• _WHAT THE TASK ASKS_
Look through the records below, count the lines with the word "component", and reply with only the number.

• _DATA RECORDS_
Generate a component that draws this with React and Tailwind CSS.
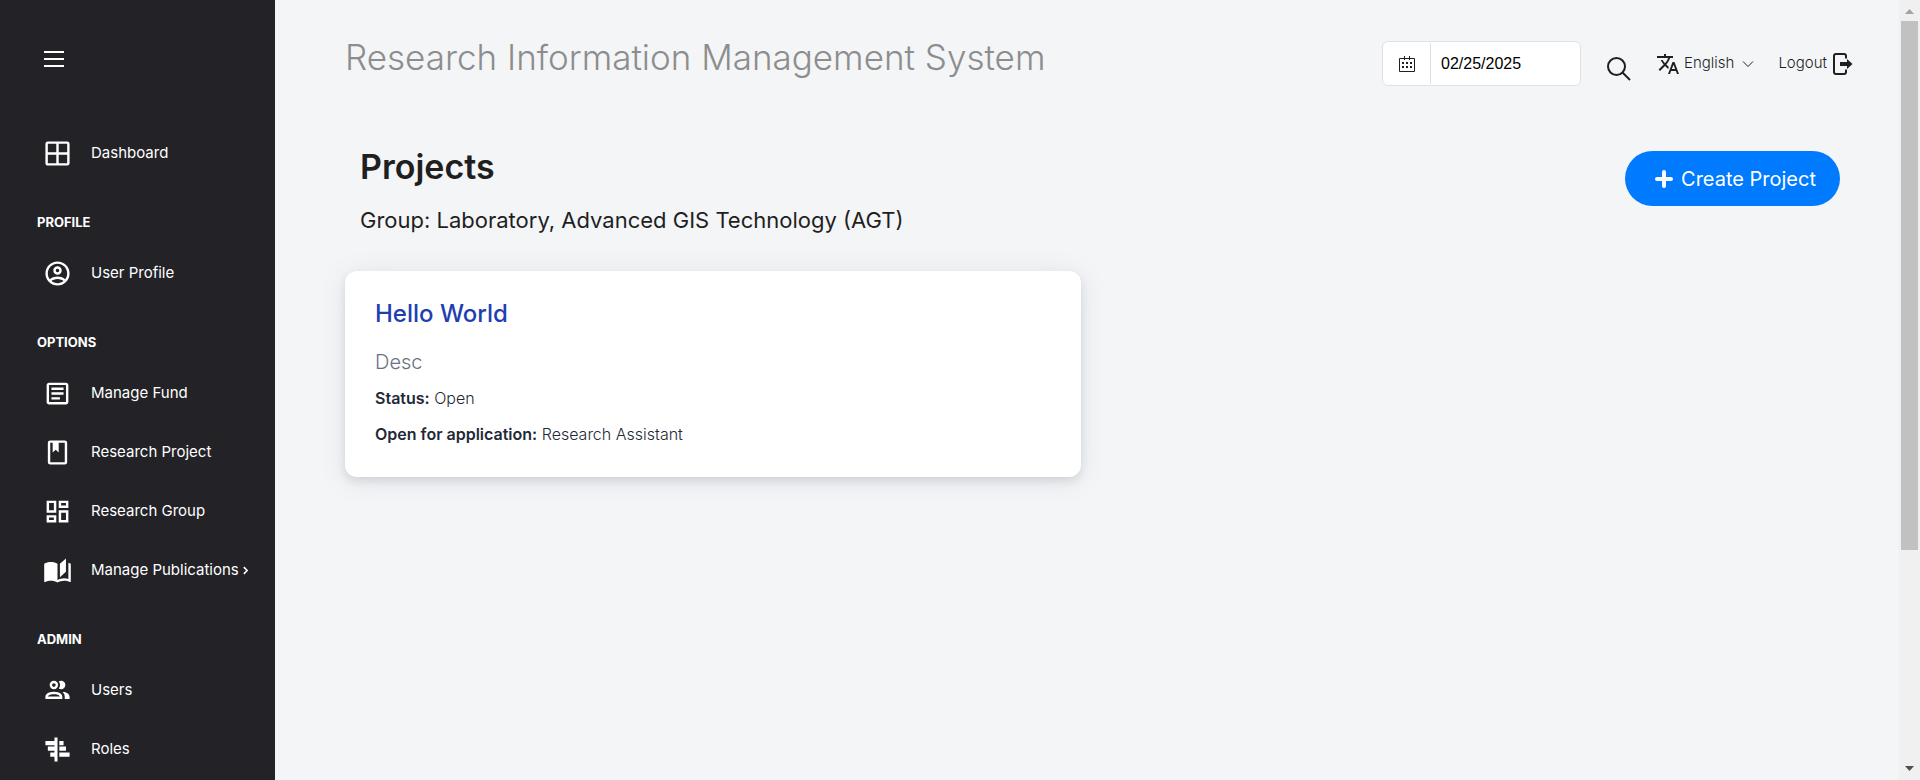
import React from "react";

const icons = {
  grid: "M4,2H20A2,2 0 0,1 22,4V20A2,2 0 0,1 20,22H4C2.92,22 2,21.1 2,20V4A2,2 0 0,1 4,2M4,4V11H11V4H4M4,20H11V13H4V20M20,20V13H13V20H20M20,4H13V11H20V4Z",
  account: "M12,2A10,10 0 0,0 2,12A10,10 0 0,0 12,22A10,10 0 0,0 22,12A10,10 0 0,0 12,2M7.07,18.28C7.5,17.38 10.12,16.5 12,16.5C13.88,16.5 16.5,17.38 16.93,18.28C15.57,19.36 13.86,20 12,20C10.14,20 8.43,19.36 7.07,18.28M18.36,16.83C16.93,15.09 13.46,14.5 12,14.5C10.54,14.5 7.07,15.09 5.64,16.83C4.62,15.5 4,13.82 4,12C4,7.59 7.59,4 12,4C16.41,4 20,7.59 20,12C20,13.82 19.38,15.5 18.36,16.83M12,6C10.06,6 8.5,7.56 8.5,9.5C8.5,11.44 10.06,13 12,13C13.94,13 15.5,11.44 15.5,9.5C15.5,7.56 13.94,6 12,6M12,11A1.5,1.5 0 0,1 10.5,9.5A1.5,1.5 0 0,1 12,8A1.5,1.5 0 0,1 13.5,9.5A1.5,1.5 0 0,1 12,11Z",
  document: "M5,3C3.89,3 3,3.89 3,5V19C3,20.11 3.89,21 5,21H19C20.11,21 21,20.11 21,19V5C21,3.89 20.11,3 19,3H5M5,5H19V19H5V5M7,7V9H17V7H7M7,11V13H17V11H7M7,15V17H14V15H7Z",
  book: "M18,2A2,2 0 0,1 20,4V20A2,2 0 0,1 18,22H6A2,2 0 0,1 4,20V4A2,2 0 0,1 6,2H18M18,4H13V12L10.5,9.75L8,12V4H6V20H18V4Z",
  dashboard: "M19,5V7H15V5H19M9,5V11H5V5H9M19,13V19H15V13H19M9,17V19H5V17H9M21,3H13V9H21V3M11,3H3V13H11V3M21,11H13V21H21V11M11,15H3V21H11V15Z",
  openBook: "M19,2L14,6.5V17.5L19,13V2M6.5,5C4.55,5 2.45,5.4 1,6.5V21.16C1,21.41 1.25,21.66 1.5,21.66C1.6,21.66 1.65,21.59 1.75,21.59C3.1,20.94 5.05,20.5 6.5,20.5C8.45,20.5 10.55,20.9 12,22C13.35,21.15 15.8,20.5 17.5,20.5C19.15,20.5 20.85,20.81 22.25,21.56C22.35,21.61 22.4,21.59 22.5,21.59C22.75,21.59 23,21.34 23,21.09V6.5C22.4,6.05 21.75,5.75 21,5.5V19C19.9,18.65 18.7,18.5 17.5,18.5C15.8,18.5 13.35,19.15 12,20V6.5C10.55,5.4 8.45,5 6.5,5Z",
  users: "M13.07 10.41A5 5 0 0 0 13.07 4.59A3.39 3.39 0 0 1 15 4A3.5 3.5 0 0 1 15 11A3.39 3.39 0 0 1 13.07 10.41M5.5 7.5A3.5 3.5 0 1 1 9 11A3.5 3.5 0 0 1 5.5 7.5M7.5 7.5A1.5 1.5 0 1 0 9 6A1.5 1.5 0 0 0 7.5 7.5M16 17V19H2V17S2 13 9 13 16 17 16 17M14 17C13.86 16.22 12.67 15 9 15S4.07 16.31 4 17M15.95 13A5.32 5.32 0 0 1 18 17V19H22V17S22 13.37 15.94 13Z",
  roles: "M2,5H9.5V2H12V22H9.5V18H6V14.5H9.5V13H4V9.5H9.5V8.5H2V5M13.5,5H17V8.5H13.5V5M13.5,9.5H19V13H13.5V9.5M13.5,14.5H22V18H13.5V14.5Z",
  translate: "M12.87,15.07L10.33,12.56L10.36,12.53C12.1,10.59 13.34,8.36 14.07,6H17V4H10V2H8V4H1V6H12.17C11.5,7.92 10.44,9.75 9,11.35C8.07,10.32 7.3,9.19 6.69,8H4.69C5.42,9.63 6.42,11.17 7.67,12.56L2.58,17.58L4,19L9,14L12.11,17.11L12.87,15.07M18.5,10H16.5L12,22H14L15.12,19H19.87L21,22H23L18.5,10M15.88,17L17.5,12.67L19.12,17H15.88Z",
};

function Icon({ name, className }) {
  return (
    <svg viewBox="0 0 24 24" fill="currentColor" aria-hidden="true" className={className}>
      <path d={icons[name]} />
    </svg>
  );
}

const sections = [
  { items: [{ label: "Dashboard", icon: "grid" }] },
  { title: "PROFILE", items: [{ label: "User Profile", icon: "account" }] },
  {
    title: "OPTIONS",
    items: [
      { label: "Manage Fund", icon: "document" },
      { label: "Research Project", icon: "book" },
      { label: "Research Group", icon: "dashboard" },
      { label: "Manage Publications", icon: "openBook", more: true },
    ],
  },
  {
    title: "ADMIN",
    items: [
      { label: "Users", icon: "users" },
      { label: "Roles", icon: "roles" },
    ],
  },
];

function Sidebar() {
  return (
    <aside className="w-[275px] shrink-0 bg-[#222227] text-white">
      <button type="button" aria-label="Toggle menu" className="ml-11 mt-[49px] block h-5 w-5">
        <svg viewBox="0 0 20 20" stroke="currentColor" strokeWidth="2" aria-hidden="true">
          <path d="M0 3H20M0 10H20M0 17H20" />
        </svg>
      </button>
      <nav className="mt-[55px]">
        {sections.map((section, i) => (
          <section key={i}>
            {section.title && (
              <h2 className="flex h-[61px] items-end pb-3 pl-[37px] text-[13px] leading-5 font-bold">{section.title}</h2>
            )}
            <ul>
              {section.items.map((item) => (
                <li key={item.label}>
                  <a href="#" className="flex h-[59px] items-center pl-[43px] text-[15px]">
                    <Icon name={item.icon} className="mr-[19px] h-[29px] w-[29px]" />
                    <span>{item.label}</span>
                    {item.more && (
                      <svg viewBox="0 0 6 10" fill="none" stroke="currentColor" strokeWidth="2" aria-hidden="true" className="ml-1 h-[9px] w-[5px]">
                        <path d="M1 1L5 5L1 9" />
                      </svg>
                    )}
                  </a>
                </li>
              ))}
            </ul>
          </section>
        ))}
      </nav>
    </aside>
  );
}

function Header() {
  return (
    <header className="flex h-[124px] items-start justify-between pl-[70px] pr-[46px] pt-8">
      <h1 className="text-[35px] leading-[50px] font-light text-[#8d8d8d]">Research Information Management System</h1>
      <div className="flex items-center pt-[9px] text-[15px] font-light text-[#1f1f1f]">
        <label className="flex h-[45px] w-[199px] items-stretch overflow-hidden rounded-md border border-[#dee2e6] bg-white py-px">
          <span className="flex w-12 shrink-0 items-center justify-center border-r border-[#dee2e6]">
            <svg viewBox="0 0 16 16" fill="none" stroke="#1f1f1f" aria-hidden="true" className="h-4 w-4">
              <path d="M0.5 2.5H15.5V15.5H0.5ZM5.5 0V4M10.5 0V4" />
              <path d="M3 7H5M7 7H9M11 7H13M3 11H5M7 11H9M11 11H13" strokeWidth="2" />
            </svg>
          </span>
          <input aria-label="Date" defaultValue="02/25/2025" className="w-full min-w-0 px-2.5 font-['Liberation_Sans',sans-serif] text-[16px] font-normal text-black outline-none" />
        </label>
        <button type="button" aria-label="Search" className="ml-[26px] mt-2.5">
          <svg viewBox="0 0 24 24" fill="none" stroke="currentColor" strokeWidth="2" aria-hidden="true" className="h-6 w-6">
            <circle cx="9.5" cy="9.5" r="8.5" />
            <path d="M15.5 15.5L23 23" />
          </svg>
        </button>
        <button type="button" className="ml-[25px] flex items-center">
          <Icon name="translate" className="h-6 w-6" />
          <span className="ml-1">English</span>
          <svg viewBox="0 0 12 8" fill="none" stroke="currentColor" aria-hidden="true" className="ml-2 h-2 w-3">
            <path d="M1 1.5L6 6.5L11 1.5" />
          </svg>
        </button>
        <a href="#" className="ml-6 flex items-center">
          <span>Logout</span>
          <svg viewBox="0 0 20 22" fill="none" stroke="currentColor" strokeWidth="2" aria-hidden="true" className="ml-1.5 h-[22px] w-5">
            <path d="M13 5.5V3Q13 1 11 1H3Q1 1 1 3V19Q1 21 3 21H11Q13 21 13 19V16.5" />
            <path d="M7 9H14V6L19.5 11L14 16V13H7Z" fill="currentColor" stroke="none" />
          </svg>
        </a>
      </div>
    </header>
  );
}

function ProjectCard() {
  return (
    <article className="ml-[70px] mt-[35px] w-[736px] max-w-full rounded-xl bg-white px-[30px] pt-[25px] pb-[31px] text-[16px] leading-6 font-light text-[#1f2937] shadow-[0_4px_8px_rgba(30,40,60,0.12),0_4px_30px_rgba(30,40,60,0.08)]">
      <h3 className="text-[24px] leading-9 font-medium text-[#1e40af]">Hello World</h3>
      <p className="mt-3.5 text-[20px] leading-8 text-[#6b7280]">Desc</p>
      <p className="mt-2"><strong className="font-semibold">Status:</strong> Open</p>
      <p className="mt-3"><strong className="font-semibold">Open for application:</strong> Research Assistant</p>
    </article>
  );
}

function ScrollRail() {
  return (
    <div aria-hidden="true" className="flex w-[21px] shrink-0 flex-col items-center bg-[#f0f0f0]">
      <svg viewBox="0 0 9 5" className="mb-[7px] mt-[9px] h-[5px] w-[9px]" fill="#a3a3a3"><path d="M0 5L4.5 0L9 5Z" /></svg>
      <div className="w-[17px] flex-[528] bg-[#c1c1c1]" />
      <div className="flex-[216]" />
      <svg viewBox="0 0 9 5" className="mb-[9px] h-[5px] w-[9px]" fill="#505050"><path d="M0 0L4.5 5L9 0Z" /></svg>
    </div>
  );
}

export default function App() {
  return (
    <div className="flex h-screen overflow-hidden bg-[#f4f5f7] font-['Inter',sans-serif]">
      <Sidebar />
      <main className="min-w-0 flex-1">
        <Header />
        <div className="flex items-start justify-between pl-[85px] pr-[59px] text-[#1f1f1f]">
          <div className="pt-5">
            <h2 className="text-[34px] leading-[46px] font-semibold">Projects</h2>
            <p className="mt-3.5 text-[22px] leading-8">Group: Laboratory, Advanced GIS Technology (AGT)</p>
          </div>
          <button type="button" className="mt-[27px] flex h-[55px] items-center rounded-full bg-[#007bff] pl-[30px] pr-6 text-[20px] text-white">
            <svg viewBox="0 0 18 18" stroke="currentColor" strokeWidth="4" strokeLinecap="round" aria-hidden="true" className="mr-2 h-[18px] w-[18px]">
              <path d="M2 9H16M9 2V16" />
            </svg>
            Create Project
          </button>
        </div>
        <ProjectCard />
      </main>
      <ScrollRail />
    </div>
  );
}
* * *
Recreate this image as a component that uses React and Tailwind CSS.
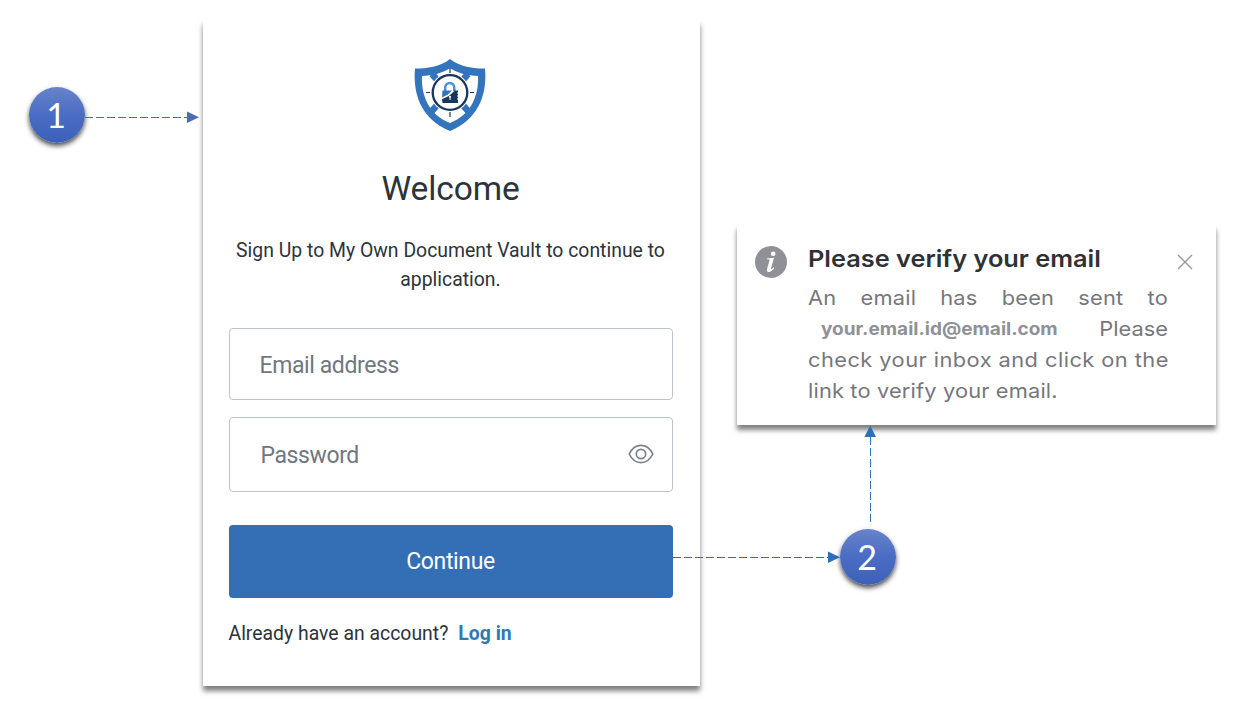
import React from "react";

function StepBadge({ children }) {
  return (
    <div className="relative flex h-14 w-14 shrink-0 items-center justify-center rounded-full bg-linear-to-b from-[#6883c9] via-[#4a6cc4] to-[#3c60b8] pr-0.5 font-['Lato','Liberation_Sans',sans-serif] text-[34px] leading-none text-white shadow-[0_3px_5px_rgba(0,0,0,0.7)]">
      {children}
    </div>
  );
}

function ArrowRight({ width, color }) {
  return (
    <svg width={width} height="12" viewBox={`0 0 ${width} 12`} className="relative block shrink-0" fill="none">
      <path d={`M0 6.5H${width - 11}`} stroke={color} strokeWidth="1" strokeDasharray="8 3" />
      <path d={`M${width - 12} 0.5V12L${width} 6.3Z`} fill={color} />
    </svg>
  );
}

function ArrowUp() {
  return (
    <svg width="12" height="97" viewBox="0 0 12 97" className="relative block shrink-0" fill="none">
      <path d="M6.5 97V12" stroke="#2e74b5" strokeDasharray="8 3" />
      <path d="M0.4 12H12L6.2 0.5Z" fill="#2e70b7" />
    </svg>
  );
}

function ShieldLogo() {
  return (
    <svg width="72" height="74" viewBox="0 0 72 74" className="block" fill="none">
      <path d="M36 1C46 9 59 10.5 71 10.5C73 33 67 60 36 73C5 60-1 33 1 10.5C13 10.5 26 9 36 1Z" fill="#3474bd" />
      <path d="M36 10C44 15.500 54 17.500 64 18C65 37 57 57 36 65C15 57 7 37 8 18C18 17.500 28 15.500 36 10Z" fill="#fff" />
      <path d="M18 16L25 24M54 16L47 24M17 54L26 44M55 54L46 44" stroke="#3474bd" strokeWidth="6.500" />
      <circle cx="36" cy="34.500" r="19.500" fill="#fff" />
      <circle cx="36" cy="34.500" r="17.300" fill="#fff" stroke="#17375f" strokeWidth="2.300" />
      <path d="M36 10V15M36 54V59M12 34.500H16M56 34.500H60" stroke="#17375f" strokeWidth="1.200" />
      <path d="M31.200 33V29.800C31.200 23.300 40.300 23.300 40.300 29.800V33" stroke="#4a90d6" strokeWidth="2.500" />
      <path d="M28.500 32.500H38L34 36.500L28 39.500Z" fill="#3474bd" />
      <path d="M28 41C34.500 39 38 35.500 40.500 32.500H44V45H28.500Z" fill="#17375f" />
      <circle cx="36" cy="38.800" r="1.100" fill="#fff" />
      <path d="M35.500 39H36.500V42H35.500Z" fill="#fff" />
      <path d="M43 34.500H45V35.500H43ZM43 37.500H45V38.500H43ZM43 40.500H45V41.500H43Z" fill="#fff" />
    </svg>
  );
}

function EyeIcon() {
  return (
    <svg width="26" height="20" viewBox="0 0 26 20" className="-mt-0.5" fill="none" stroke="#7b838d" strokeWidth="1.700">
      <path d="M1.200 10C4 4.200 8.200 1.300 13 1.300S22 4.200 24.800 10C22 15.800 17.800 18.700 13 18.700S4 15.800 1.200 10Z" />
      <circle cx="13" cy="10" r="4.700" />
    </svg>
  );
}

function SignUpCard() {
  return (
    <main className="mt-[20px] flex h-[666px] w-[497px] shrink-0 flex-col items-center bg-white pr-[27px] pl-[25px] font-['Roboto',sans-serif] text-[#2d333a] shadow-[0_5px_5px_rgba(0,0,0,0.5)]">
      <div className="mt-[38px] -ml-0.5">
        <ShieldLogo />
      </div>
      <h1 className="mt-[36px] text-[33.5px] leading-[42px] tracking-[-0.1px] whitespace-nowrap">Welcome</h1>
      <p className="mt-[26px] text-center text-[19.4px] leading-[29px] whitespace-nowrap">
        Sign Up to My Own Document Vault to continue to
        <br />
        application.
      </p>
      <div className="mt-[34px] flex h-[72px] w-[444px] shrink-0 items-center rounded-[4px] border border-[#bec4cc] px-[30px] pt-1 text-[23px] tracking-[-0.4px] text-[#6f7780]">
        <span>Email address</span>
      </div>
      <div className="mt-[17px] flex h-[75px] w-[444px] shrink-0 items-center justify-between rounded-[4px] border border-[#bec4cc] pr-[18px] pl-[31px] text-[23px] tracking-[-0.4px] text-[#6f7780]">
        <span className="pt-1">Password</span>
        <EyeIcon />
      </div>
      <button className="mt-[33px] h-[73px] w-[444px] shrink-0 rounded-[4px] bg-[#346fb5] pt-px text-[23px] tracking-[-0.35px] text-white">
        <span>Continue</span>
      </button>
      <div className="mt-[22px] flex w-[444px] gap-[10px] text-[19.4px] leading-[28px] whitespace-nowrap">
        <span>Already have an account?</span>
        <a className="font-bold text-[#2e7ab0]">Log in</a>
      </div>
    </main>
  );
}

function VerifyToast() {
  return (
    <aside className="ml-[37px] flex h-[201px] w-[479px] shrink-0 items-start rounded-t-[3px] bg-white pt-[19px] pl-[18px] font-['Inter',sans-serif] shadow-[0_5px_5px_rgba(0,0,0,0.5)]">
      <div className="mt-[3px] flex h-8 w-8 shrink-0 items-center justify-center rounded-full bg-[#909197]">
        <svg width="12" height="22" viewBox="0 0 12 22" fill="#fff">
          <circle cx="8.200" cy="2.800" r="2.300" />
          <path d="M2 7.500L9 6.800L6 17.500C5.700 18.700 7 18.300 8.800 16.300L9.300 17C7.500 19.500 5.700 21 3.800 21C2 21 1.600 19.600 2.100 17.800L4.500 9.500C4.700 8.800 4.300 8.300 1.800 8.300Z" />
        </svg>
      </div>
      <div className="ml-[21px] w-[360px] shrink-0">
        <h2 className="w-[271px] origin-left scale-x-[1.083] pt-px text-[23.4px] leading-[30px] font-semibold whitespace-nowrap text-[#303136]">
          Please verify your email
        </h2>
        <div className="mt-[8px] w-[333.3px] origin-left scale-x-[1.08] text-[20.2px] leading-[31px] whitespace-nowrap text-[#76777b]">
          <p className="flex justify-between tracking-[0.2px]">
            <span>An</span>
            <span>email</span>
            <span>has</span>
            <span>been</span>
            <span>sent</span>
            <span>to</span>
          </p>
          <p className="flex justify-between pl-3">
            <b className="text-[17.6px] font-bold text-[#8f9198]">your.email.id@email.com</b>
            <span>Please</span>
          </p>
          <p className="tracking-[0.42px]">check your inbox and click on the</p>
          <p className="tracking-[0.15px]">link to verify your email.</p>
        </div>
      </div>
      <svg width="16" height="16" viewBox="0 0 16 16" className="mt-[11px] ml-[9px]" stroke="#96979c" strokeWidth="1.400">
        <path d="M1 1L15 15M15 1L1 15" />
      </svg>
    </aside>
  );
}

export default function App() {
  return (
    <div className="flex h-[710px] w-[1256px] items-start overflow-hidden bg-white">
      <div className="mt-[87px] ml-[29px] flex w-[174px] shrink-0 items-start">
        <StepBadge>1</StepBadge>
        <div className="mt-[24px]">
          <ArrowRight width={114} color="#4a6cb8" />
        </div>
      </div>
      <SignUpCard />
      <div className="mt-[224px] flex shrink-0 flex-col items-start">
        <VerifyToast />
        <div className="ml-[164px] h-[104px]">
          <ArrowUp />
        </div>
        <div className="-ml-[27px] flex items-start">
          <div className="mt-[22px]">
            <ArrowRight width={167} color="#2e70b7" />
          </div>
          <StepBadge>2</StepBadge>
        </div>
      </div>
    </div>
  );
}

• _RESPONSE FOR THIS EXERCISE_
2